### INFORMATION SUPPLIED
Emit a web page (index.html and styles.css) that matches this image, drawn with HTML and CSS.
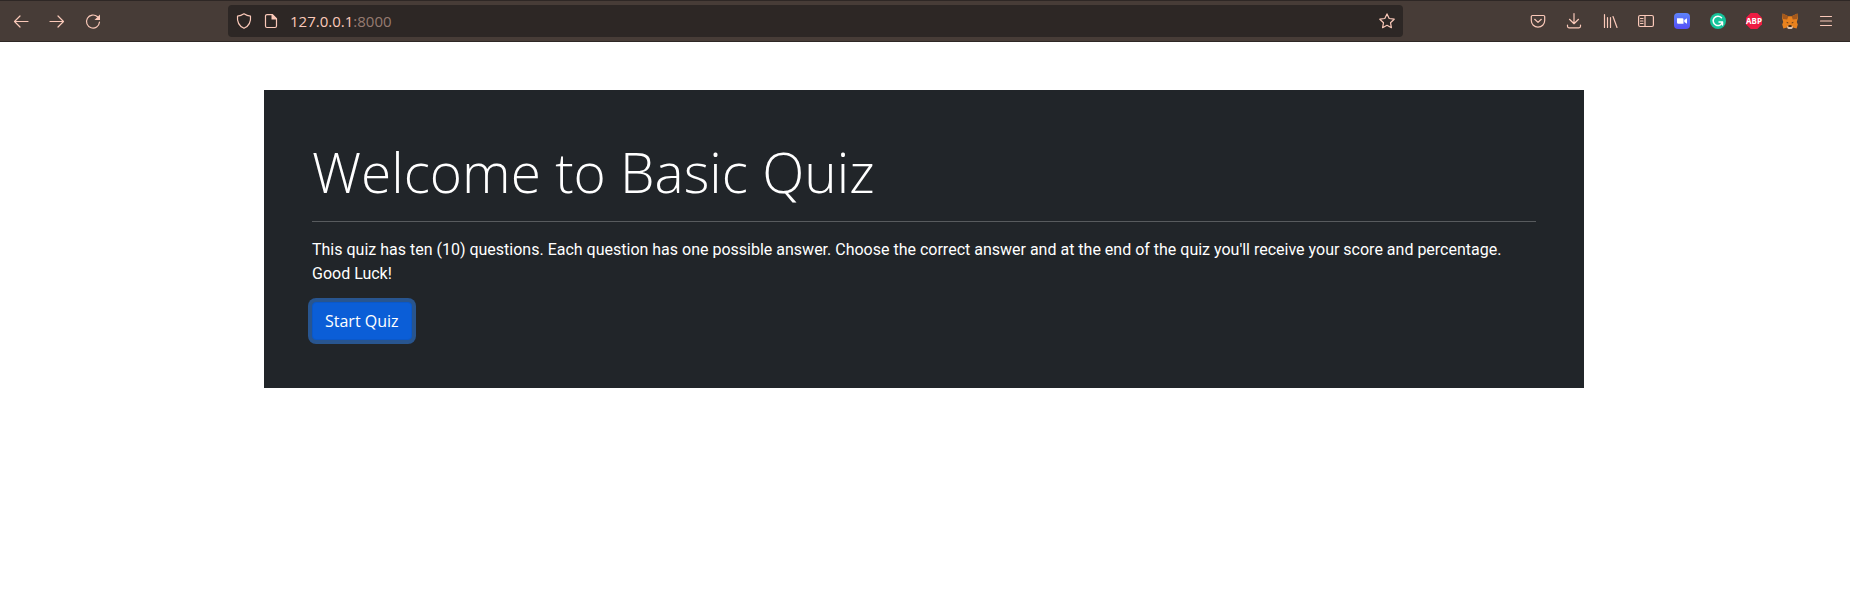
FILE: index.html
```html
<!DOCTYPE html>
<html lang="en">
<head>
<meta charset="utf-8">
<meta name="viewport" content="width=device-width, initial-scale=1">
<title>Basic Quiz</title>
<link rel="stylesheet" href="styles.css">
</head>
<body>
<header class="toolbar">
  <nav class="tools" aria-label="Navigation">
    <button class="tool" type="button" aria-label="Back"><svg class="icon" viewBox="0 0 16 16"><path d="M15 8.500H1.500M7 3L1.500 8.500L7 14"/></svg></button>
    <button class="tool" type="button" aria-label="Forward"><svg class="icon" viewBox="0 0 16 16"><path d="M1 8.500h13.500M9 3L14.500 8.500L9 14"/></svg></button>
    <button class="tool" type="button" aria-label="Reload"><svg class="icon" viewBox="0 0 16 16"><path d="M12.500 3.800A6.500 6.500 0 1 0 14.500 9"/><path class="solid" d="M15 1.500v5.500H9.500z"/></svg></button>
  </nav>
  <div class="address">
    <svg class="icon" viewBox="0 0 16 16"><path d="M8 .8C10 2.200 12 3 14.500 3.200C15 8 13 13 8 15.300C3 13 1 8 1.500 3.200C4 3 6 2.200 8 .8z"/></svg>
    <svg class="icon" viewBox="0 0 16 16"><path d="M4 1.600h5.500l4 4V13a1.500 1.500 0 0 1-1.500 1.500H4A1.500 1.500 0 0 1 2.500 13V3.100A1.500 1.500 0 0 1 4 1.600z"/><path class="solid" d="M8.500 1.500h1l4 4v1h-5z"/></svg>
    <span class="url">127.0.0.1<span class="port">:8000</span></span>
    <button class="star" type="button" aria-label="Bookmark"><svg class="icon" viewBox="0 0 16 16"><path d="M8 .9l2.200 4.600 5 .7-3.700 3.500.9 5L8 12.300l-4.400 2.400.9-5L.8 6.200l5-.7z"/></svg></button>
  </div>
  <div class="tools">
    <button class="tool" type="button" aria-label="Save to Pocket"><svg class="icon" viewBox="0 0 16 16"><path d="M2.500 2.500h11a1.200 1.200 0 0 1 1.200 1.200V7.500a6.700 6.700 0 0 1-13.400 0V3.700A1.200 1.200 0 0 1 2.500 2.500zM4.700 6.300L8 9.400l3.300-3.100"/></svg></button>
    <button class="tool" type="button" aria-label="Downloads"><svg class="icon" viewBox="0 0 16 16"><path d="M8 .5v10M3.500 6.300L8 10.700l4.500-4.400M1.500 12v1.300a1.500 1.500 0 0 0 1.500 1.500h10a1.500 1.500 0 0 0 1.500-1.500V12"/></svg></button>
    <button class="tool" type="button" aria-label="Library"><svg class="icon" viewBox="0 0 16 16"><path d="M2.500 1.500v13M5.500 4.500v10M8.500 4.500v10M11 3.500l4 11"/></svg></button>
    <button class="tool" type="button" aria-label="Sidebars"><svg class="icon" viewBox="0 0 16 16"><rect x=".6" y="2.500" width="14.800" height="11" rx="1.500"/><path d="M7 2.500v11M2.500 5.500h2.500M2.500 8h2.500M2.500 10.500h2.500"/></svg></button>
    <button class="tool" type="button" aria-label="Zoom"><svg class="icon" viewBox="0 0 16 16"><defs><linearGradient id="zoom-fill" x1="0" y1="0" x2="0" y2="1"><stop offset="0" stop-color="#5d84fb"/><stop offset="1" stop-color="#554ef8"/></linearGradient></defs><rect class="plain" fill="url(#zoom-fill)" width="16" height="16" rx="4"/><path class="white" d="M3 5.200h5.300q1.200 0 1.200 1.200v4.400H4.200Q3 10.800 3 9.600zM10.300 7L13 5.200v5.600L10.300 9z"/></svg></button>
    <button class="tool" type="button" aria-label="Grammarly"><svg class="icon" viewBox="0 0 16 16"><circle class="green" cx="8" cy="8" r="8"/><path class="gee" d="M11.500 4.800A4.700 4.700 0 1 0 12.500 8.900H9M12.500 8.900v3"/></svg></button>
    <button class="tool" type="button" aria-label="Adblock Plus"><svg class="icon" viewBox="0 0 16 16"><path class="red" d="M4.700 0h6.600L16 4.700v6.600L11.300 16H4.700L0 11.300V4.700z"/><text class="abp" x="8" y="11" text-anchor="middle">ABP</text></svg></button>
    <button class="tool" type="button" aria-label="MetaMask"><svg class="icon" viewBox="0 0 16 16"><path class="fox" d="M.6.4L6.300 3.200h3.400L15.400.4l.4 5-1 3.600 1 2.500-1.200 3.900-3.600-1-1.600 1.400H6.600L5 14.400l-3.600 1L.2 11.500l1-2.500-1-3.600z"/><path class="foxdark" d="M.6.4L6.300 3.200 5.200 6.500.9 6zM15.400.4L9.700 3.200l1.100 3.300 4.300-.5z"/><path class="foxnose" d="M4 8.800l2.400.9-.4.9zM12 8.800l-2.400.9.400.9z"/><path class="foxlight" d="M5 13l1.400.8h3.200L11 13l-.6 2.500-1 .5H6.600l-1-.5z"/><path class="foxnose" d="M6.500 12.200h3v1.700h-3z"/></svg></button>
    <button class="tool" type="button" aria-label="Menu"><svg class="icon" viewBox="0 0 16 16"><path d="M2.500 3.500h11M2.500 8h11M2.500 12.500h11"/></svg></button>
  </div>
</header>
<main class="page">
  <section class="card">
    <h1 class="title">Welcome to Basic Quiz</h1>
    <hr class="rule">
    <p class="intro">This quiz has ten (10) questions. Each question has one possible answer. Choose the correct answer and at the end of the quiz you'll receive your score and percentage. Good Luck!</p>
    <button class="start" type="button">Start Quiz</button>
  </section>
</main>
</body>
</html>
```
FILE: styles.css
```css
* { box-sizing: border-box; }
body {
  margin: 0;
  background: #fff;
  font: 16px/24px Roboto, sans-serif;
}
.toolbar {
  display: flex;
  align-items: center;
  height: 42px;
  padding: 0 6px 0 3px;
  background: #473c37;
  border-top: 1px solid #2e2725;
  border-bottom: 1px solid #2e2725;
}
.tools { display: flex; }
.tool, .star {
  display: flex;
  align-items: center;
  justify-content: center;
  height: 32px;
  padding: 0;
  border: 0;
  background: none;
}
.tool { width: 36px; }
.icon {
  width: 16px;
  height: 16px;
  flex: none;
  overflow: visible;
  fill: none;
  stroke: #fbc9b9;
  stroke-width: 1.2;
  stroke-linecap: round;
  stroke-linejoin: round;
}
.icon .solid { fill: #fbc9b9; stroke: none; }
.icon .plain { stroke: none; }
.icon .white { fill: #fff; stroke: none; }
.icon .green { fill: #15c39a; stroke: none; }
.icon .gee { stroke: #fff; stroke-width: 1.5; }
.icon .red { fill: #ee1c43; stroke: none; }
.icon .abp { fill: #fff; stroke: none; font: 700 8px "Noto Sans", sans-serif; }
.icon .fox { fill: #e8821e; stroke: none; }
.icon .foxdark { fill: #a4581c; stroke: none; }
.icon .foxlight { fill: #d8c4b4; stroke: none; }
.icon .foxnose { fill: #231f20; stroke: none; }
.address {
  display: flex;
  flex: 1;
  align-items: center;
  gap: 11px;
  height: 32px;
  margin: 0 117px;
  padding: 0 8px;
  border-radius: 4px;
  background: #2d2725;
}
.url {
  flex: 1;
  color: #fbc9b9;
  font-family: "Open Sans", sans-serif;
  font-size: 15px;
}
.port { color: #967b71; }
.page {
  display: flex;
  justify-content: center;
  padding: 48px 2px 48px 0;
}
.card {
  width: 100%;
  max-width: 1320px;
  padding: 48px;
  background: #212529;
  color: #fff;
}
.title {
  margin: 0;
  font-family: "Open Sans", sans-serif;
  font-size: 55px;
  font-weight: 300;
  line-height: 67px;
}
.rule {
  height: 1px;
  margin: 16px 0;
  border: 0;
  background: #585b5e;
}
.intro { margin: 0 0 16px; }
.start {
  display: block;
  padding: 6px 12px;
  border: 1px solid #0a58ca;
  border-radius: 4px;
  background: #0b5ed7;
  box-shadow: 0 0 0 4px #28558f;
  color: #fff;
  font-family: "Open Sans", sans-serif;
  font-size: 16px;
  line-height: 24px;
}
```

### DESCRIPTION OF THE TASK
State how many lines include the string "index", and nothing more.

### ANSWER TO THE TASK
2